My current sense is that that issue “won’t matter” to the evaluation of whether or not the two-box model maps into physically realistic space. The reason I think this is that I think we will get the same result whether or not we account for this effect. In both cases, the two-box model is going to have a difficult time mapping into physically realistic space.
Carrick (Comment#19503) virtual temperature should be relevant to the energy content of the air but not relevant to the heat exchange.
Evaporation is certainly relevant to the model. It is a method of the ocean giving off heat without significantly effecting surface temperatures. In terms of the two box model this should mean a smaller ocean time constant \Tau_s.
lucia,
I agree that even with water vapor, a two box model will almost certainly fail to provide a physically realistic solution. The problem with linearization, though, is that the effect of water vapor is highly non-linear so it depends strongly on the value of the absolute temperature. Which makes me wonder yet again how anyone can think that GCM’s are anything like valid when the global average absolute temperature can vary by degrees from run to run or maybe it’s model to model.
DeWitt Payne (Comment#19518) September 8th, 2009 at 12:35 pm
Linearizing around the current state removes the absolute temperature dependency (assuming we will not deviate more than a couple degrees in any case).
DeWitt–
Equations are linearized when effects are nonlinear.

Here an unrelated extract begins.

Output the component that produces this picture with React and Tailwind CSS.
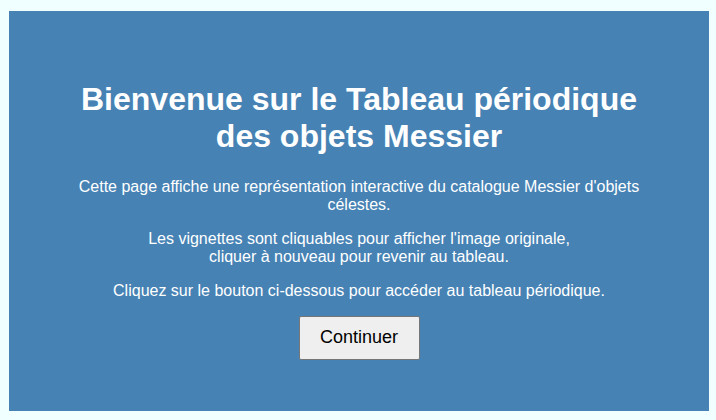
import React from 'react';

const App = () => {
  return (
    <div className="min-h-screen bg-[#f0ffff] pt-[11px] pl-[9px]" style={{ fontFamily: '"Liberation Sans", Arial, sans-serif' }}>
      <div className="w-[700px] h-[400px] bg-[#4682b4] text-white text-center px-[60px] pt-[70px]">
        <h1 className="text-[32px] font-bold leading-[1.15] mb-[23px]">
          Bienvenue sur le Tableau périodique des objets Messier
        </h1>
        <p className="text-[16px] leading-[18px] mb-4">
          Cette page affiche une représentation interactive du catalogue Messier d'objets célestes.
        </p>
        <p className="text-[16px] leading-[18px] mb-4">
          Les vignettes sont cliquables pour afficher l'image originale,
          <br />
          cliquer à nouveau pour revenir au tableau.
        </p>
        <p className="text-[16px] leading-[18px] mb-[16px]">
          Cliquez sur le bouton ci-dessous pour accéder au tableau périodique.
        </p>
        <button className="w-[121px] h-[44px] bg-[#efefef] border border-[#767676] rounded-[2px] text-black text-[18px]">
          Continuer
        </button>
      </div>
    </div>
  );
};

export default App;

Then, people claim they should be valid over a small range of change in temperature anomaly. A 5K change relative to the base of 273K might, plausibliy, be a small change relative to the baseline.
If the effect is excessively no-linearly, the simplified model will break down. In that case, what we should find is that the Tamino’s fit would not map into the simplified model.
In other words: We would find the data show the two-box model idea might make a nice math problem but doesn’t really correspond to realistic physics.
lucia,
If the base temperature is 273 K, then water vapor can be ignored because it’s very low and doesn’t change very fast. At that temperature, though, (sarcasm) you might have to worry about the heat of fusion (/sarcasm). That won’t be true at 300K, corresponding to the approximate surface temperature in the tropics or something like 50% of the surface of the planet, where even a range of +/-1 K is going to show significant deviation from linearity if you include water vapor. 288 K, the surface temperature for the 1976 standard atmosphere, would be a more appropriate choice of a base temperature, at least for the surface. I haven’t done any calculations at that temperature to see what the effective heat capacity might be if you included water vapor.
Sorry Dewitt–
Yes. I typed freezing. But 5 K is still a small change relative to 300K.
When linearizing, you linearize about whatever you think is the base case. That’s the way it works.
We don’t care about the effetctive heat capacity. We care about the rate of change “d(H)/dT = mH “near the baseline temperature where H is the heat content.
dH/dt = mH T. We neglect the higher order terms in T as small.
Of course this only works if the linear term is large compared to the higher order terms. We don’t need to worry about these details unless Tamino’s model shows even the slightest risk of mapping into anything anywhere near realistic.
It doesn’t.
lucia,
dH/dT is what I meant by effective heat capacity.
Can you take the Clausius-Clapeyron equation for water to water vapor and rearrange it to get dH/dT? I’m way too rusty to even begin to try. Probably somebody has already done it, but it doesn’t look like something easy to google.
I’m just curious. Like you I think there is no chance of a physically realistic two box solution. Tom Vonk may well be correct that the climate sensitivity isn’t a constant either.
DeWitt–
It could be done. But right now, it’s not necessary because the two-box model looks like it would be wrong period.
I try to avoid algebra that is not necessary to the particular claim being tested. And right now, even though you have a point that water could affect the effective heat capacity, it doesn’t look like it would matter.
Out of curiosity, does anyone know if climate modelers predict the upper ocean will warm more than the atmosphere at equilibrium?